Here is part of our config:

services:
  traefik:
    image: traefik:v3.1
    container_name: traefik
    command:
      - --entrypoints.web.address=:80
      - --entrypoints.websecure.address=:443
      - --providers.docker=true
      - --providers.docker.watch=true
      - --providers.docker.exposedbydefault=false
      - --api=true
      - --api.dashboard=true
      - --certificatesresolvers.le.acme.email=foo@bar.com
      - --certificatesresolvers.le.acme.storage=/acme.json
      - --certificatesresolvers.le.acme.httpchallenge.entrypoint=web
      - --certificatesresolvers.le.acme.tlschallenge=true
      - --log=true
      - --log.filepath=/var/log/traefik.log
      - --log.level=WARN
    ports:
      - 80:80
      - 443:443
    labels:
      - traefik.enable=true
      - traefik.http.routers.api.entrypoints=web
      - traefik.http.routers.api.rule=Host(`stagingtraefik.orderlion.com`)
      - traefik.http.routers.api.service=api@internal
      - traefik.http.routers.api.middlewares=auth
      - traefik.http.middlewares.auth.basicauth.users=.....
    volumes:
      - '/var/run/docker.sock:/var/run/docker.sock:ro'
      - './acme.json:/acme.json'
      - '/var/log:/var/log'
    networks:
      - web
    restart: unless-stopped

  orderlion-staging:
    image: ${OLIMAGE}
    container_name: orderlion-staging
    environment:
      - ...
    labels:
      - traefik.enable=true
      - traefik.http.routers.orderlion-staging.rule=Host(`${HOST:-staging.orderlion.com}`) || Host(`stagingbak.orderlion.com`)
      - traefik.http.routers.orderlion-staging.tls=true
      - traefik.http.routers.orderlion-staging.tls.certresolver=le
      - traefik.http.routers.orderlion-staging.entrypoints=websecure
      - traefik.http.routers.orderlion-staging-http.entrypoints=web
      - traefik.http.routers.orderlion-staging-http.rule=Host(`${HOST:-staging.orderlion.com}`) || Host(`stagingbak.orderlion.com`)
      - traefik.http.middlewares.redirect-to-https.redirectscheme.scheme=https
      - traefik.http.middlewares.redirect-to-https.redirectscheme.permanent=true
      - traefik.http.routers.orderlion-staging-http.middlewares=redirect-to-https
      - traefik.http.services.orderlion-staging.loadbalancer.server.port=3000
      - traefik.http.services.orderlion-staging.loadbalancer.sticky=true
      - traefik.http.services.orderlion-staging.loadbalancer.sticky.cookie=true
      - traefik.http.services.orderlion-staging.loadbalancer.sticky.cookie.name=traefiksession
    volumes:
      - /files:/files
    depends_on:
      - traefik
    networks:
      - web
    restart: unless-stopped

Could it be an issue with the way we define the Host() of the container?

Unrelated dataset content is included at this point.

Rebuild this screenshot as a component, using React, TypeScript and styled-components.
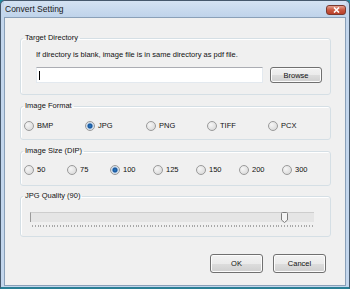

Can someone help? :slight_smile: is there any mistake or a change I missed in my traefik update?

Thanks! best,
Patrick

With Traefik v3, Host() only accepts a single domain and the RegEx changed. Could that be the reason?

I can confirm that we had to change the Host().

Traefik v2.11: we had this: Host('foo.com', 'bar.com')

Traefik v3.1: we now have this: Host('foo.com') || Host('bar.com')

But this works beautifully!
Could it be an issue with us using an env var inside the Host()?

labels:
  - traefik.http.routers.orderlion-staging.rule=Host(`${HOST:-staging.orderlion.com}`) || Host(`stagingbak.orderlion.com`)

We use this setup to be able to parse a manual host when calling docker compose up ..., but also have a default value.

But when running a docker inspect, this gets resolved at it should! :slight_smile:

"traefik.http.routers.orderlion-staging-http.rule": "Host(`staging.orderlion.com`) || Host(`stagingbak.orderlion.com`)"

Also: how can this really be the issue, if a creating a new acme.json and restarting both containers resulted in successful / valid certs? So in general it all works as it should, but the auto renewal seems to fail?!